The key to determining whether a person receives help will be a so-called net present value calculation by the mortgage company.
In essence, a lender will first have to calculate how much it would cost to reduce a person’s monthly payments to an “affordable” range, 31 to 38 percent of the borrower’s monthly income.
If the calculation shows that the lender’s cost in modifying the loan, after receiving the taxpayer subsidy, would be lower than the cost of foreclosing, the lender would be required to offer a borrower the new deal. If the estimated cost of the concessions appeared to be higher than the cost of foreclosure, the decision would be voluntary.
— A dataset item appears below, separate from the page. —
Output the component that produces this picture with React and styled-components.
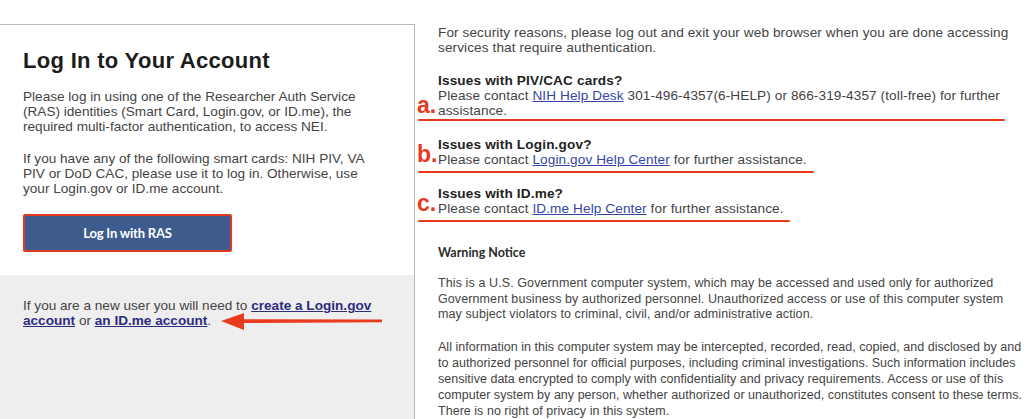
import styled, { createGlobalStyle } from 'styled-components';

const GlobalStyle = createGlobalStyle`
    html, body {
        margin: 0;
        padding: 0;
        background: #fff;
    }
    body {
        font-family: "Liberation Sans", Arial, sans-serif;
        color: #444;
        overflow: hidden;
    }
`

const Page = styled.div`
    display: flex;
    align-items: flex-start;
    padding-top: 24px;
    height: 395px;
`

const LoginPanel = styled.div`
    width: 414px;
    height: 100%;
    border-top: 1px solid #b9b9b9;
    border-right: 1px solid #b9b9b9;
    display: flex;
    flex-direction: column;
    flex-shrink: 0;
`

const LoginTop = styled.div`
    background: #fff;
    padding: 24px 36px 23px 23px;
`

const Heading = styled.h1`
    margin: 0 0 16px 0;
    font-size: 22px;
    line-height: 24px;
    font-weight: bold;
    letter-spacing: 0.3px;
    color: #1c1c1c;
    white-space: nowrap;
`

const Para = styled.p`
    margin: 0 0 17px 0;
    font-size: 13.6px;
    line-height: 15px;
`

const RasButton = styled.button`
    margin-top: 1px;
    width: 209px;
    height: 38px;
    background: #3d5b8c;
    border: 2px solid #e33a22;
    border-radius: 2px;
    color: #fff;
    font-family: Lato, "Liberation Sans", sans-serif;
    font-weight: bold;
    font-size: 13px;
    letter-spacing: -0.2px;
    cursor: pointer;
`

const NewUser = styled.div`
    position: relative;
    flex: 1;
    background: #eeeeee;
    padding: 23px 36px 0 23px;
    font-size: 13.6px;
    line-height: 15px;
`

const BoldLink = styled.a`
    color: #2c2c80;
    font-weight: bold;
    text-decoration: underline;
`

const Arrow = styled.svg`
    position: absolute;
    left: 218px;
    top: 34px;
`

const InfoColumn = styled.div`
    flex: 1;
    padding-left: 23px;
    padding-top: 1px;
    font-size: 13.6px;
    line-height: 15px;
    letter-spacing: 0.1px;
`

const Intro = styled.p`
    margin: 0 0 18px 0;
`

const Issue = styled.div`
    position: relative;
    padding-bottom: ${p => p.$pad}px;
    margin-bottom: ${p => p.$gap}px;

    &::after {
        content: "";
        position: absolute;
        left: -20px;
        bottom: -1px;
        width: ${p => p.$line}px;
        height: 2px;
        background: #e8391f;
        border-radius: 1px;
    }
`

const IssueTitle = styled.div`
    font-weight: bold;
    letter-spacing: 0.15px;
    color: #222;
`

const Marker = styled.span`
    position: absolute;
    left: -21px;
    bottom: ${p => p.$bottom}px;
    font-size: 23px;
    line-height: 23px;
    font-weight: bold;
    letter-spacing: 0;
    color: #e8391f;
`

const HelpLink = styled.a`
    color: #3346a8;
    text-decoration: underline;
`

const WarningTitle = styled.div`
    margin-top: 24px;
    font-family: Lato, "Liberation Sans", sans-serif;
    font-weight: bold;
    font-size: 12.5px;
    line-height: 15px;
    letter-spacing: 0;
    color: #2a2a2a;
`

const Notice = styled.p`
    margin: ${p => p.$top}px 0 0 0;
    font-size: 12.5px;
    line-height: ${p => p.$lh}px;
    letter-spacing: ${p => p.$ls}px;
    width: 590px;
`

function App() {
    return <>
        <GlobalStyle />
        <Page>
            <LoginPanel>
                <LoginTop>
                    <Heading>Log In to Your Account</Heading>
                    <Para>Please log in using one of the Researcher Auth Service (RAS) identities (Smart Card, Login.gov, or ID.me), the required multi-factor authentication, to access NEI.</Para>
                    <Para>If you have any of the following smart cards: NIH PIV, VA PIV or DoD CAC, please use it to log in. Otherwise, use your Login.gov or ID.me account.</Para>
                    <RasButton>Log In with RAS</RasButton>
                </LoginTop>
                <NewUser>
                    If you are a new user you will need to <BoldLink href="#">create a Login.gov account</BoldLink> or <BoldLink href="#">an ID.me account</BoldLink>.
                    <Arrow width="170" height="24" viewBox="0 0 170 24">
                        <path d="M164 10.5 L26 10.2 L26 4 L3 12 L26 21 L26 14 L164 13.2 Z" fill="#ea3a1f" />
                    </Arrow>
                </NewUser>
            </LoginPanel>
            <InfoColumn>
                <Intro>For security reasons, please log out and exit your web browser when you are done accessing services that require authentication.</Intro>
                <Issue $pad={2} $gap={17} $line={587}>
                    <IssueTitle>Issues with PIV/CAC cards?</IssueTitle>
                    Please contact <HelpLink href="#">NIH Help Desk</HelpLink> 301-496-4357(6-HELP) or 866-319-4357 (toll-free) for further assistance.
                    <Marker $bottom={3}>a.</Marker>
                </Issue>
                <Issue $pad={5} $gap={14} $line={396}>
                    <IssueTitle>Issues with Login.gov?</IssueTitle>
                    Please contact <HelpLink href="#">Login.gov Help Center</HelpLink> for further assistance.
                    <Marker $bottom={6}>b.</Marker>
                </Issue>
                <Issue $pad={5} $gap={0} $line={372}>
                    <IssueTitle>Issues with ID.me?</IssueTitle>
                    Please contact <HelpLink href="#">ID.me Help Center</HelpLink> for further assistance.
                    <Marker $bottom={6}>c.</Marker>
                </Issue>
                <WarningTitle>Warning Notice</WarningTitle>
                <Notice $top={16} $lh={15.5} $ls={0.1}>This is a U.S. Government computer system, which may be accessed and used only for authorized Government business by authorized personnel. Unauthorized access or use of this computer system may subject violators to criminal, civil, and/or administrative action.</Notice>
                <Notice $top={16} $lh={16} $ls={0.03}>All information in this computer system may be intercepted, recorded, read, copied, and disclosed by and to authorized personnel for official purposes, including criminal investigations. Such information includes sensitive data encrypted to comply with confidentiality and privacy requirements. Access or use of this computer system by any person, whether authorized or unauthorized, constitutes consent to these terms. There is no right of privacy in this system.</Notice>
            </InfoColumn>
        </Page>
    </>
}

export default App;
Housing experts estimate that lenders lose about half the outstanding loan amount if they pursue foreclosure, and those losses are climbing as the resale value of houses continues to fall. As a result, the program could lead to millions of loan modifications.
Borrowers cannot be charged any modification fees, the Treasury Department said. Lenders will have to bear the administrative expense of reviewing the loans and making their cost estimates. Treasury officials said they were trying to warn consumers against fraud artists and consultants who are seeking to collect fees for helping homeowners negotiate with lenders.
There is no ceiling on how much a person can earn and still qualify for help, but the size of the mortgage to be modified cannot be higher than $729,750 for a single-family home, or $1.4 million for the mortgage on a four-unit condominium or cooperative.
The program is open only to borrowers who live in the homes at issue, and not to investors or people with mortgages on second or third homes. It is open to people who obtained a mortgage before Jan. 1, 2009. Borrowers can apply for loan modifications until the end of 2012.